I comprehended the latent meaning of these poetical words, for I had already seen enough of Antonio to discover that his absence from Yucatan was in some way connected with a concerted movement of the aborigines, and that now some crisis was approaching which drew him irresistibly toward his native land. Resolved not to be instrumental in delaying him for an hour unnecessarily, and half repenting that I had detained him so long—for his attachment and gratitude were too real to permit him to abandon me in the wilderness—I at once communicated my intention of leaving to the old men. They took it under serious deliberation, which resulted in their dispatching some men before daybreak, on the following morning, to prepare a canoe for our descent of the Patuca. The canoes, I found, were not kept on the Guallambre, for two reasons: first, that its course is circuitous, and second, and principally, because it runs through the settlements of the Spaniards of Olancho, with whom the Indians avoid all relations which are not absolutely necessary. Their boats were therefore kept half a day’s journey distant, beyond a chain of high hills, on a large tributary of the Patuca, called Amacwass.
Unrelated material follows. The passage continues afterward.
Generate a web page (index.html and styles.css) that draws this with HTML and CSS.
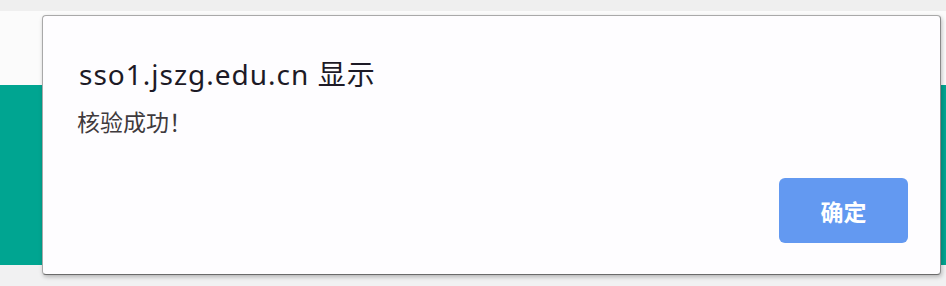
FILE: index.html
```html
<!DOCTYPE html>
<html lang="zh-CN">
<head>
    <meta charset="UTF-8">
    <meta name="viewport" content="width=device-width, initial-scale=1.0">
    <title>核验</title>
    <link rel="stylesheet" href="styles.css">
</head>
<body>
    <div class="page">
        <div class="topbar"></div>
        <div class="header"></div>
        <div class="band"></div>
        <div class="bottom"></div>
    </div>

    <div class="dialog" role="alertdialog">
        <div class="dialog-title">sso1.jszg.edu.cn 显示</div>
        <div class="dialog-message">核验成功！</div>
        <div class="dialog-actions">
            <button class="button primary">确定</button>
        </div>
    </div>
</body>
</html>
```

FILE: styles.css
```css
body {
    margin: 0;
    font-family: "Noto Sans", "Noto Sans CJK SC", sans-serif;
    background-color: #f2f2f2;
    overflow: hidden;
}

.page {
    display: flex;
    flex-direction: column;
    height: 286px;
}

.topbar {
    height: 11px;
    background-color: #efefef;
}

.header {
    height: 74px;
    background-color: #fbfbfb;
}

.band {
    height: 180px;
    background-color: #00a591;
}

.bottom {
    flex: 1;
    background-color: #f1f1f2;
}

/* alert box sits over the page */
.dialog {
    position: absolute;
    left: 42px;
    top: 15px;
    width: 899px;
    height: 260px;
    box-sizing: border-box;
    padding: 40px 32px 31px 36px;
    background-color: #fefdff;
    border: 1px solid #a9a9a9;
    border-bottom-color: #6b6b6b;
    border-right-color: #8a8a8a;
    border-radius: 4px;
    box-shadow: 1px 2px 4px rgba(0, 0, 0, 0.25);
    display: flex;
    flex-direction: column;
}

.dialog-title {
    font-size: 28px;
    line-height: 36px;
    letter-spacing: 1px;
    color: #1d1a26;
}

.dialog-message {
    margin-top: 14px;
    margin-left: -2px;
    font-size: 23px;
    line-height: 32px;
    color: #3f3a3d;
}

.dialog-actions {
    margin-top: auto;
    display: flex;
    justify-content: flex-end;
}

.button {
    width: 129px;
    height: 65px;
    border: none;
    border-radius: 6px;
    font-family: "Noto Sans CJK SC", sans-serif;
    font-size: 23px;
    font-weight: bold;
    cursor: pointer;
}

.button.primary {
    background-color: #6399f1;
    color: #ffffff;
}
```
I verily believe I would have been a welcome guest among my Poyer friends, so long as I might have chosen to remain; yet they did not urge me to stay, but hastened to help me off, as if my intimations were to be regarded as commands.

During the day a large quantity of provisions were dispatched to the boat, and at night the monexico selected two men, and my old companion the Poyer boy, to accompany us to the coast. We took our departure early in the morning, while it was yet dark, without creating the slightest disturbance in the establishment. Only the old men, who had come out to meet us two weeks before, now went ahead with large brands of fire, to light the way; but, when the day broke, they again touched their foreheads to my knee, and returned, leaving us to prosecute our journey alone.

We reached the Amacwass in the afternoon, and found a boat, twice as large as the canoe in which we had navigated the lagoons, all prepared for instant departure. A space near the middle was covered with a thatch of palm branches, to protect me from the sun, and altogether it promised a degree of comfort and convenience to which I had been a stranger, in my previous voyagings.

We embarked at once, and dropped rapidly down with the current, the Indians only using their paddles to direct the boat, and keep it clear of the rocks which obstructed the channel. The water was wonderfully clear, every where revealing the bottom with the greatest distinctness. The banks were covered with a heavy forest, in which the eye was often arrested by the stately forms of the mahogany-tree, with its massive foliage, rising high above the general level; or by the still taller and more graceful plumes of the palmetto-royal. Vegetation seemed to have a more vigorous, but less redundant life, than on the Mosquito Shore; that is to say, it assumed more compact and more decided forms, occasioned, probably, by the comparative absence of jungle, not less than by peculiarities of soil.

There was something exhilarating in our rapid course; and the voice of the waters, here murmuring over a pebbly bottom, and yonder breaking hoarsely over the obstructing rocks, reminded me of my distant New England home, and recalled the happy hours which I had spent in the sole companionship of its merry mountain streams. It was, after all, by the standard of my youthful experiences, that I measured my present enjoyments; and it was rare indeed, even in my most cheerful moods, that the comparison was favorable to the latter. The senses blunted by years, and the memory crowded with events, fails to appreciate so keenly or record so deeply, the experiences of middle life, and pure happiness, after all, dwells chiefly in the remembrance of the distant past.